---------- SOURCE DATA ----------

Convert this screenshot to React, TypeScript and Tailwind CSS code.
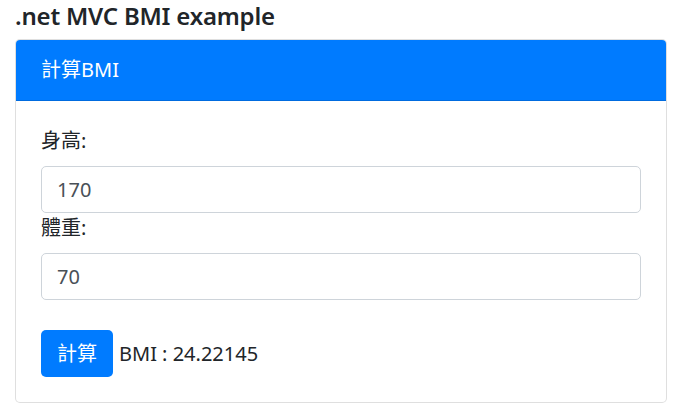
const font = {
    fontFamily: '"Segoe UI", "Noto Sans", "Noto Sans CJK TC", sans-serif',
};

export default function App() {
    return (
        <div className="min-h-[415px] bg-white text-[#212529]" style={font}>
            <div className="pl-[15px] pr-[22px]">
                <h4 className="text-[24px] font-semibold leading-[32px] tracking-[-0.2px] mb-[7px]">.net MVC BMI example</h4>

                <div className="rounded-[5px] border border-black/[0.125] bg-white">
                    <div className="rounded-t-[4px] border-b border-black/[0.125] bg-[#007bff] px-[25px] py-[15px] text-[20px] leading-[30px] text-white">
                        計算BMI
                    </div>

                    <div className="p-[25px] text-[20px] leading-[30px]">
                        <label className="mb-[10px] block">身高:</label>
                        <input
                            type="text"
                            defaultValue="170"
                            className="block h-[47px] w-full rounded-[5px] border border-[#ced4da] px-[15px] text-[20px] text-[#495057] outline-none"
                        />
                        <label className="mb-[10px] block">體重:</label>
                        <input
                            type="text"
                            defaultValue="70"
                            className="block h-[47px] w-full rounded-[5px] border border-[#ced4da] px-[15px] text-[20px] text-[#495057] outline-none"
                        />

                        <div className="mt-[30px] flex items-center">
                            <button className="h-[47px] rounded-[5px] bg-[#007bff] px-[16px] text-[20px] text-white">
                                計算
                            </button>
                            <span className="ml-[6px]">BMI : 24.22145</span>
                        </div>
                    </div>
                </div>
            </div>
        </div>
    );
}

----------

■ WRITTEN EXERCISE ■
Copy all the lines of data exactly as they appear, dropping any images.

■ WRITTEN SOLUTION ■
Convert this screenshot to React, TypeScript and Tailwind CSS code.
const font = {
    fontFamily: '"Segoe UI", "Noto Sans", "Noto Sans CJK TC", sans-serif',
};

export default function App() {
    return (
        <div className="min-h-[415px] bg-white text-[#212529]" style={font}>
            <div className="pl-[15px] pr-[22px]">
                <h4 className="text-[24px] font-semibold leading-[32px] tracking-[-0.2px] mb-[7px]">.net MVC BMI example</h4>

                <div className="rounded-[5px] border border-black/[0.125] bg-white">
                    <div className="rounded-t-[4px] border-b border-black/[0.125] bg-[#007bff] px-[25px] py-[15px] text-[20px] leading-[30px] text-white">
                        計算BMI
                    </div>

                    <div className="p-[25px] text-[20px] leading-[30px]">
                        <label className="mb-[10px] block">身高:</label>
                        <input
                            type="text"
                            defaultValue="170"
                            className="block h-[47px] w-full rounded-[5px] border border-[#ced4da] px-[15px] text-[20px] text-[#495057] outline-none"
                        />
                        <label className="mb-[10px] block">體重:</label>
                        <input
                            type="text"
                            defaultValue="70"
                            className="block h-[47px] w-full rounded-[5px] border border-[#ced4da] px-[15px] text-[20px] text-[#495057] outline-none"
                        />

                        <div className="mt-[30px] flex items-center">
                            <button className="h-[47px] rounded-[5px] bg-[#007bff] px-[16px] text-[20px] text-white">
                                計算
                            </button>
                            <span className="ml-[6px]">BMI : 24.22145</span>
                        </div>
                    </div>
                </div>
            </div>
        </div>
    );
}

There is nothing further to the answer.